There may be many such firms but I've been hearing radio commercials for a company called "Solar City." The business model is to provide rooftop photovoltaic systems at little or no initial cost. Solar City maintains ownership of the system and leases it to the home or business owner. The claim is that the total cost to the owner (lease payment plus paying for the much smaller amount of electricity used) is less than the electric bill prior to installing the system. They have a javascript application in which you install such information as your typical electric bill, your zip code (then followed by actually pointing to your house on a map), your roof slope and direction, and your electricity provider. It then returns a 15 year projection of savings, with a graphical representation of lease payments, electric bills, and the electric bills that would have been paid. There's an estimated rate of increase built in. The result of my initial inquiry looks like this:

Note that, at the outset, I can save $4.00/month. Not a lot. But I used my current electric energy usage. What if I significantly increase my usage by the purchase of a Nissan Leaf? In my post on the subject I estimated that I'd need to utilize about 17.5 kilowatt hours per day to charge the Leaf. Now, of course, I'd be charging it during the daytime rather than at night so the system would need to be sized for my use other than the Leaf plus the 17.5 kilowatt hours per day, a total I'd estimate at about 66 kilowatt hours per day. Though the javascript application doesn't allow one to play with such fine points as what can be run during the day and during the night and the system doesn't allow for storage, adding the Leaf makes a difference:

Ah, $7/month, now we're getting somewhere. Of course, the Leaf is also busily saving me money. Further, it's better to have $7/month than not to have it and I could save a few bucks more by replacing my wife's car with a Leaf. Or not.

Now, in principle, I've eliminated a large portion of my carbon footprint (moreso if I can coerce persuade my wife as well). If I could really do so, and if the solar system replaced 90% of of my household electricity and all of the energy use of mine and my wife's cars, using the information used in preparing this post and this post I can estimate that as much as 25% of my family's carbon footprint could be eliminated. This is well under the 95% that would appear to be required, but it's better than replacing incandescent bulbs with compact florescent bulbs. After appropriate due diligence, I may do so.

Sunday, March 21, 2010

Baseball: thirsty sport

I follow a few sports, chief among them are Major Leauge BaseballNFL Football, college football, and NHRA drag racing. I'm not a zealot and can't quote statistics as many can but I'm emotionally invested in the outcomes.
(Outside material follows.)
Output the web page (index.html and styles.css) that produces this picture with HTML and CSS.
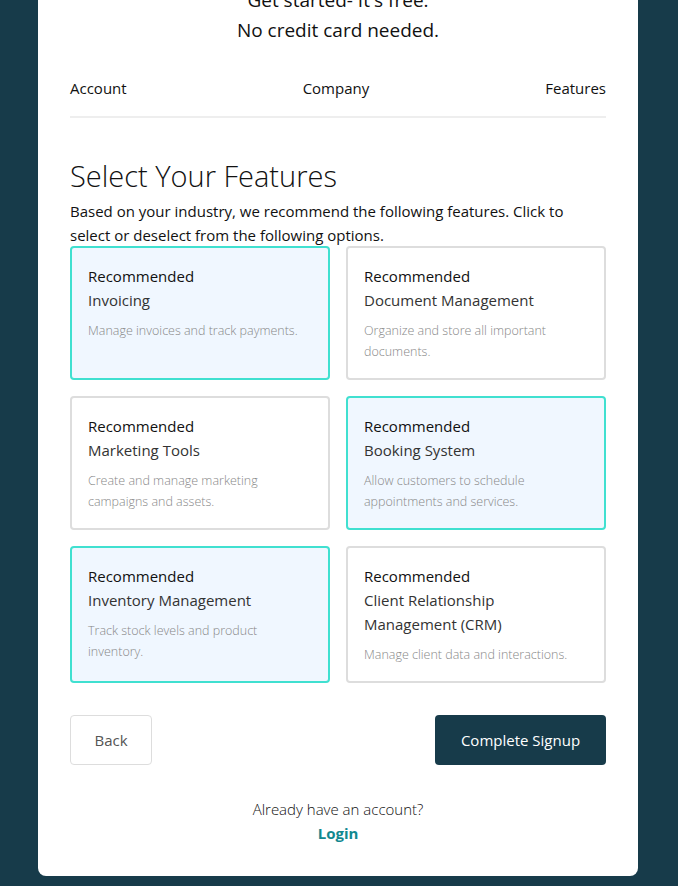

But clearly, these sports and all others require the use of some form of fossil fuels; would their elimination make a big difference in our overall consumption? As I've mentioned, the "Fermi Problem approach" to such questions appeals to me. As it turns out though, it's a difficult problem, at least for me.

I've completed my Fermi analysis of three sports (Major League Baseball, college football, and NFL football). I did this at a very superficial level, only estimating the fuel used by the fans driving to the games and travel by the participating teams. Such a calculation involves estimating the answers to a myriad of data points, among others: how many games per season; how many fans at each game; how many fans in each vehicle attending the game; how far the average vehicle traveled to and from the game; what is the average fuel economy of the vehicle used; how far and by what means did the visiting team travel to the home team's venue; what is the fuel economy of the means utilized by the visiting team; and others. I didn't estimate the coal burned in field lighting, the natural gas used in heating the hot dogs and nacho cheese, the coal burned to power the HDTVs watched by fans not actually attending the game, and many others.
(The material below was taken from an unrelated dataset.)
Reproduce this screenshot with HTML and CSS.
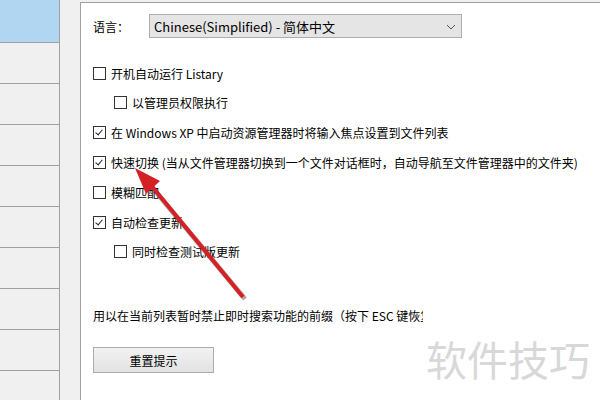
FILE: index.html
```html
<!DOCTYPE html>
<html lang="zh-CN">
  <head>
    <meta charset="UTF-8" />
    <title>Listary 选项</title>
    <link rel="stylesheet" href="styles.css">
  </head>
  <body>
    <div class="app">
      <aside class="nav">
        <div class="nav-item active"></div>
        <div class="nav-item"></div>
        <div class="nav-item"></div>
        <div class="nav-item"></div>
        <div class="nav-item"></div>
        <div class="nav-item"></div>
        <div class="nav-item"></div>
        <div class="nav-item"></div>
        <div class="nav-item"></div>
        <div class="nav-item"></div>
      </aside>
      <main class="panel">
        <div class="lang-row">
          <span class="lang-label">语言：</span>
          <div class="select">
            <span>Chinese(Simplified) - 简体中文</span>
            <svg class="chevron" width="10" height="6" viewBox="0 0 10 6">
              <path d="M1 1 L5 5 L9 1" fill="none" stroke="#555" stroke-width="1" />
            </svg>
          </div>
        </div>
        <div class="options">
          <label class="opt"><span class="box"></span>开机自动运行 Listary</label>
          <label class="opt sub tight"><span class="box"></span>以管理员权限执行</label>
          <label class="opt"><span class="box checked"></span>在 Windows XP 中启动资源管理器时将输入焦点设置到文件列表</label>
          <label class="opt"><span class="box checked"></span>快速切换 (当从文件管理器切换到一个文件对话框时，自动导航至文件管理器中的文件夹)</label>
          <label class="opt"><span class="box"></span>模糊匹配</label>
          <label class="opt"><span class="box checked"></span>自动检查更新</label>
          <label class="opt sub tight"><span class="box"></span>同时检查测试版更新</label>
        </div>
        <p class="hint">用以在当前列表暂时禁止即时搜索功能的前缀（按下 ESC 键恢复）</p>
        <button class="reset">重置提示</button>
        <div class="watermark">软件技巧</div>
      </main>
      <svg class="arrow" width="600" height="400" viewBox="0 0 600 400">
        <line x1="245" y1="299" x2="151" y2="186" stroke="rgba(60,0,0,0.35)" stroke-width="5" />
        <line x1="243" y1="297" x2="150" y2="184" stroke="#d42126" stroke-width="4" />
        <polygon points="135,168 160,181 146,194" fill="#d42126" />
      </svg>
    </div>
  </body>
</html>
```

FILE: styles.css
```css
body {
  margin: 0;
  font-family: "Noto Sans CJK SC", "Noto Sans", sans-serif;
  font-size: 12px;
  color: #000;
  background: #f0f0f0;
}
.app {
  position: relative;
  display: flex;
  width: 600px;
  height: 400px;
  overflow: hidden;
}
.nav {
  width: 59px;
  border-right: 1px solid #a0a0a0;
  background: #f0f0f0;
  flex-shrink: 0;
}
.nav-item {
  height: 40px;
  border-bottom: 1px solid #a0a0a0;
}
.nav-item.active {
  height: 42px;
  background: #b1d6f1;
}
.panel {
  position: relative;
  margin: 2px 0 0 20px;
  flex: 1;
  background: #fff;
  border-left: 1px solid #a0a0a0;
  border-top: 1px solid #a0a0a0;
  padding: 11px 0 0 12px;
}
.lang-row {
  display: flex;
  align-items: center;
  height: 24px;
}
.lang-label {
  width: 56px;
}
.select {
  display: flex;
  align-items: center;
  justify-content: space-between;
  box-sizing: border-box;
  width: 313px;
  height: 24px;
  padding: 0 5px 0 4px;
  background: #e5e5e5;
  border: 1px solid #adadad;
  font-size: 13px;
}
.chevron {
  margin-top: 1px;
}
.options {
  display: flex;
  flex-direction: column;
  margin-top: 27px;
}
.opt {
  display: flex;
  align-items: center;
  height: 16px;
  margin-top: 14px;
  white-space: nowrap;
}
.opt:first-child {
  margin-top: 0;
}
.opt.sub {
  padding-left: 21px;
}
.opt.tight {
  margin-top: 13px;
}
.box {
  position: relative;
  box-sizing: border-box;
  width: 13px;
  height: 13px;
  margin-right: 5px;
  border: 1px solid #333;
  background: #fff;
  flex-shrink: 0;
}
.box.checked::after {
  content: "";
  position: absolute;
  left: 3px;
  top: 1px;
  width: 3px;
  height: 6px;
  border-right: 1px solid #222;
  border-bottom: 1px solid #222;
  transform: rotate(40deg);
}
.hint {
  width: 330px;
  margin: 49px 0 0;
  height: 16px;
  line-height: 16px;
  white-space: nowrap;
  overflow: hidden;
}
.reset {
  display: block;
  margin-top: 23px;
  width: 121px;
  height: 26px;
  font-family: inherit;
  font-size: 12px;
  color: #000;
  border: 1px solid #acacac;
  background: linear-gradient(#f2f2f2, #e2e2e2);
}
.watermark {
  position: absolute;
  left: 345px;
  top: 325px;
  font-size: 41px;
  color: #d8d8d8;
  white-space: nowrap;
}
.arrow {
  position: absolute;
  left: 0;
  top: 0;
  pointer-events: none;
}
```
With those limitations in mind, the results of my speculation are as follows (in decreasing order of fuel used):
  • College Football: 9.0*10^6 barrels/year
  • Major League Baseball: 4.2*10^6 barrels/year
  • NFL Football: 1.0*10^6 barrels/year
I arbitrarily speculate that NBA basketball uses considerably less fuel than Major League Baseball not because an NBA team plays fewer games per season (since visiting teams in baseball typically play several consecutive games at each location) but rather because the venues are smaller and thus fewer fans travel to each game. Similar considerations apply to hockey. I think each of the major motor sports (NHRA, NASCAR, IRL) use much less still, because there is only a single event each active week, though it extends over multiple days. A similar consideration applies to golf.
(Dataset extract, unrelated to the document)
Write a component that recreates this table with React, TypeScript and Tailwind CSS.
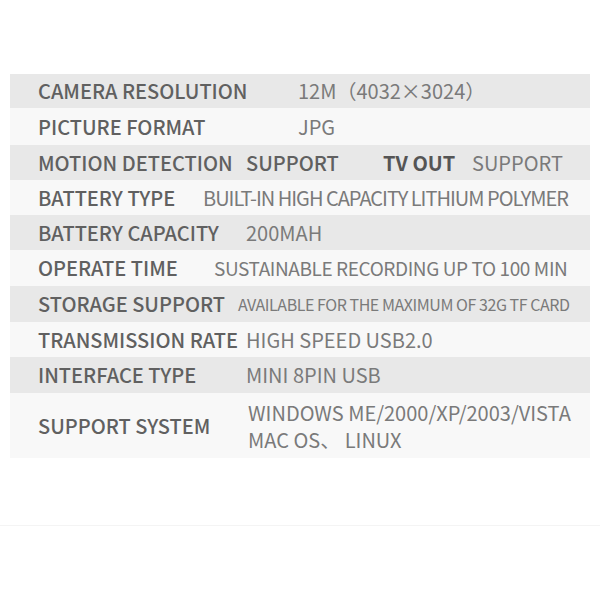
import React from "react";

type Row = {
  label: string;
  value: React.ReactNode;
  shade: boolean;
  h: string;
  labelW: string;
  valueCls: string;
};

const rows: Row[] = [
  {
    label: "CAMERA RESOLUTION",
    value: "12M（4032×3024）",
    shade: true,
    h: "h-[34px]",
    labelW: "w-[260px]",
    valueCls: "text-[20px]",
  },
  {
    label: "PICTURE FORMAT",
    value: "JPG",
    shade: false,
    h: "h-[37px]",
    labelW: "w-[260px]",
    valueCls: "text-[20px]",
  },
  {
    label: "MOTION DETECTION",
    value: (
      <span className="flex items-center">
        <span className="w-[137px] font-medium text-[#606060]">SUPPORT</span>
        <span className="w-[89px] font-bold text-[#555]">TV OUT</span>
        <span>SUPPORT</span>
      </span>
    ),
    shade: true,
    h: "h-[35px]",
    labelW: "w-[208px]",
    valueCls: "text-[20px]",
  },
  {
    label: "BATTERY TYPE",
    value: "BUILT-IN HIGH CAPACITY LITHIUM POLYMER",
    shade: false,
    h: "h-[35px]",
    labelW: "w-[165px]",
    valueCls: "text-[20px] tracking-[-1px]",
  },
  {
    label: "BATTERY CAPACITY",
    value: "200MAH",
    shade: true,
    h: "h-[35px]",
    labelW: "w-[208px]",
    valueCls: "text-[20px]",
  },
  {
    label: "OPERATE TIME",
    value: "SUSTAINABLE RECORDING UP TO 100 MIN",
    shade: false,
    h: "h-[36px]",
    labelW: "w-[176px]",
    valueCls: "text-[19px] tracking-[-0.4px]",
  },
  {
    label: "STORAGE SUPPORT",
    value: "AVAILABLE FOR THE MAXIMUM OF 32G TF CARD",
    shade: true,
    h: "h-[36px]",
    labelW: "w-[200px]",
    valueCls: "text-[16px] tracking-[-0.45px]",
  },
  {
    label: "TRANSMISSION RATE",
    value: "HIGH SPEED USB2.0",
    shade: false,
    h: "h-[35px]",
    labelW: "w-[208px]",
    valueCls: "text-[20px]",
  },
  {
    label: "INTERFACE TYPE",
    value: "MINI 8PIN USB",
    shade: true,
    h: "h-[36px]",
    labelW: "w-[208px]",
    valueCls: "text-[20px]",
  },
  {
    label: "SUPPORT SYSTEM",
    value: (
      <span className="flex flex-col leading-[27px]">
        <span>WINDOWS ME/2000/XP/2003/VISTA</span>
        <span>MAC OS、 LINUX</span>
      </span>
    ),
    shade: false,
    h: "h-[65px]",
    labelW: "w-[210px]",
    valueCls: "text-[20px]",
  },
];

export default function App() {
  return (
    <div
      className="w-[600px] h-[600px] bg-white pt-[74px]"
      style={{ fontFamily: '"Noto Sans CJK SC", "Noto Sans", sans-serif' }}
    >
      <div className="mx-[10px]">
        {rows.map((r) => (
          <div
            key={r.label}
            className={`flex items-center pl-[28px] whitespace-nowrap ${r.h} ${
              r.shade ? "bg-[#e8e8e8]" : "bg-[#f8f8f8]"
            }`}
          >
            <span className={`shrink-0 text-[20px] font-medium text-[#606060] ${r.labelW}`}>
              {r.label}
            </span>
            <span className={`text-[#7a7a7a] ${r.valueCls}`}>{r.value}</span>
          </div>
        ))}
      </div>
      <div className="mt-[67px] border-t border-[#f4f4f4]" />
    </div>
  );
}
In each of the sports I estimated, by far the largest fuel use was by fans traveling to the games. This use was typically an order of magnitude larger than that by team travel (anywhere from 8 to 40 times as large). And finally, the use by the three sports I estimated totals about 0.19% of our nation's annual oil consumption of about 7.5*10^9 barrels/year. Let's suppose that the sports I've looked at represent 10% of the oil consumed in all sports, then "sport" would be responsible for about 2% of U.S. oil consumption. I suspect this is high, since the fuel is consumed primarily by individuals and the "average person" I know likely doesn't use 2% of her oil consumption on sports. Thus, elimination of all spectator sporting activities is yet one more way not to get us out of our energy dilemma.